599 connections in 6 months. The last 400 connections were added in under a couple of weeks by requesting connections.
He speaks Dalek of course, as well as English. Interesting enough is some people have endorsed him for his skills. It is interesting how people are free with their recommendations and a sad indictment on his skills that has the same number of endorsements for Weapons of Mass Destruction as Network Administration. He hasn’t been able to connect with any of the alumni from Skaro University, because of course, Skaro University was blown up when Skaro was destroyed in the Time Wars. Linkedin allows time entries back to 1900 for education and projects that were completed in 2020, which seems custom made to fit the needs of time travellers.
Dalek Caan’s search results in Google. This is Page 2.
Once we started to add connections, we started to see some interesting things.
The first one was a couple of days after he hit 50 connections. One of the team pensively interrupted a meeting we were in to say that there “Was someone on the phone wanting to speak to Dalek Caan”. I took the call from an IT products distributor, keen to set up a meeting to get Dalek selling Wireless Access Points. I told him I didn’t know when he was, but the persistent sales person didn’t pick up on the salesperson reference and continued to try and get an appointment. Even cursory research would have shown that Dalek Caan was responsible for destroying his own race entirely. Is that the kind of person you really want selling Access Points for you?
Secondly, we saw a lot of people request to connect with Dalek. Hopefully some of the people saw the joke and wanted to connect, and obviously some did, but obviously others didn’t give the Inmails about wanting to sell something, or catch up to discuss growing our business.
Of the outbound connection requests, it was good to see some people ignoring the requests, and some people who didn’t get the Doctor Who reference, asking for more information about who Dalek Caan knew them. This is good to see, because far too many people just accepted the request invitation. We noticed it was a lot easier to drive connections with requests to anyone with Sales, Business Development or Channel Development. These people tend to be a lot more outward facing and it seemed to be a lot harder to Connect with people in Finance or other parts of organisations.
Towards the end of the experiment, we wanted to increase connections rapidly, so we spent 10 minutes connecting with everyone that Linkedin suggested.
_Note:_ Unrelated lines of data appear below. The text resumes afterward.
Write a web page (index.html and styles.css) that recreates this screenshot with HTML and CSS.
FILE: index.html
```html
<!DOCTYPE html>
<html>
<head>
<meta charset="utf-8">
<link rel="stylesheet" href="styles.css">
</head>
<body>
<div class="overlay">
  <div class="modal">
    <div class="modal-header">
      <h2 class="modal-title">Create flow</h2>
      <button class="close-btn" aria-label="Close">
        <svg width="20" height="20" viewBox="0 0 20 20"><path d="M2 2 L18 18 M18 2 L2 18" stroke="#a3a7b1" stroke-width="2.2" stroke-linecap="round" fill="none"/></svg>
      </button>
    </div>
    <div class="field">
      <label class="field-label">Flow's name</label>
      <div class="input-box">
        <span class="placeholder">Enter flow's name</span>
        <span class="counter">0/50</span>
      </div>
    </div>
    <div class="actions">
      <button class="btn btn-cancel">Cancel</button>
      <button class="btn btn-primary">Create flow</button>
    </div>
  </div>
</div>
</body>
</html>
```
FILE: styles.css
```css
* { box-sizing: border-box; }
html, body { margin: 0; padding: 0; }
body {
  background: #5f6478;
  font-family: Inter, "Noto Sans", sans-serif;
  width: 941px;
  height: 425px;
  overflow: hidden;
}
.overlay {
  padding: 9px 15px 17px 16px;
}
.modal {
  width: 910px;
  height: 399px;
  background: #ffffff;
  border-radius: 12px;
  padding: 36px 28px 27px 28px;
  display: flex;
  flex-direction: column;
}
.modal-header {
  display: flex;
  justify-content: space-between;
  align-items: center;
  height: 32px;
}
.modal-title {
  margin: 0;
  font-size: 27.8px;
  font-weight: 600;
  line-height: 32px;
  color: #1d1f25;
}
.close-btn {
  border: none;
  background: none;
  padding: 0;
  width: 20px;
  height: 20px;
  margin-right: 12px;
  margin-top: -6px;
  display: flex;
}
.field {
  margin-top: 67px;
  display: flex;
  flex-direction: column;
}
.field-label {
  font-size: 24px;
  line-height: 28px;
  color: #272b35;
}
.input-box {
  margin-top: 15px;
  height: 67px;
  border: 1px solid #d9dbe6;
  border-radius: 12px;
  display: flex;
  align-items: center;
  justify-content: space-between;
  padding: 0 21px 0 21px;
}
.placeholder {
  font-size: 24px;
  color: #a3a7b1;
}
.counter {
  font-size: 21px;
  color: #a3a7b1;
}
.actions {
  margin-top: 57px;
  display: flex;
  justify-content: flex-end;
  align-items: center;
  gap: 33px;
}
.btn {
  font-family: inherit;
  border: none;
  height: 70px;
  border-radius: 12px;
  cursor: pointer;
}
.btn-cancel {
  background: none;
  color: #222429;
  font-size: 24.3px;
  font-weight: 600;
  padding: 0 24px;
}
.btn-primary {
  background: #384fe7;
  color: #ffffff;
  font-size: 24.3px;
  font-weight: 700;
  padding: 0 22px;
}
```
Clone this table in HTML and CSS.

We thought that this is where he would obviously get banned, but he only got a minor speeding ticket which was the next day we were required the email address for everyone we wanted to connected to. This restriction was removed a couple of days later, so we added another 100 connections. I was surprised taht there was nothing in Linkedin’s system to alert to suspicious behaviour with someone purporting to know every one of the 200 people that Linkedin recommended.
Dalek is still proving popular and as suspected, a Sales Director and a Business Development Manager where the ones trying to make connections. Seriously, this is one account that could be more trouble than it is worth.
The job recommendations are interesting. Dalek Caan may want to work at Bank of Queensland, but I am not sure if Bank of Queensland would want Dalek Caan working for them.
From a Linkedin point of view, it is scary to see how well Dalek’s connections can map out the Org Chart at some fairly big organisations. People should be very careful about who they Connect with because of the amount of information they give away about themselves, along with their organisation. Because Linkedin acts as a resume for many people, it is also carefulo to treat it like a real resume. We have seen with some ex employees that there is a significant amount of ‘embellishment’ in resumes based on their role, qualifications and responsibilities as to what they actually did in our company.
So, what should small business owners do when dealing with social media networks?
- Be truthful all of the time, you will get caught out sooner or later. Most people also expect things not to be completely right with your service every time. It is how you react to those occasions that is important.
- Be authentic, make sure the true you or company is represented. It makes your social media more genuine. To many have a Facebook persona that is different to the real business. Linkedin is the same with photos that are doctored to look great, similiar to the way that people have professional photos done for dating sites. (So I’ve heard)
- Try to own as much of your online reputation as possible – take feedback in an arena that you control, such as on your own website. Drive your customers to give feedback to your business, not post it out there for everyone to see.
- Recognise that you can’t control everything and people will post outside of your control. If you get a bad review, deal with it as best you can. Reasonable people respond reasonably and for the rest – often the tone implies that the person was hard to please anyway and most people can see that.
- Use feedback to strive to provide the best service as possible. The general ‘vibe’ of your online presence will be much better as the good will outweigh the bad. Bad service is bad, but bad feedback helps you know the areas you need to improve.
- Be very careful with the information that you put up. Be very clear about what you want to keep private and don’t put that in any of your social networks.
- Remember: On a social network no one knows your a Dalek. Many reviews are written with fake accounts. If you have an issue contact the Social Network responsible and complain.
Lastly, for social media and reviews sites to continue to thrive, there needs to be a mechanism for accountability. With Linkedin, people can create whatever account they like and write whatever they like. The endorsements and recommendations really are just a likes system and with a work / customer / buyer relationship added in, often people have an incentive to recommend. I wonder how much more successful we would have been and how many fewer people would have caught on to the joke, if the profile photo was of an attractive professional working for a large organisation with a plausible resume?
It’s best that we leave the last message for Linkedin to Dalek Caan, himself – “EXPLAIN! EXPLAIN!”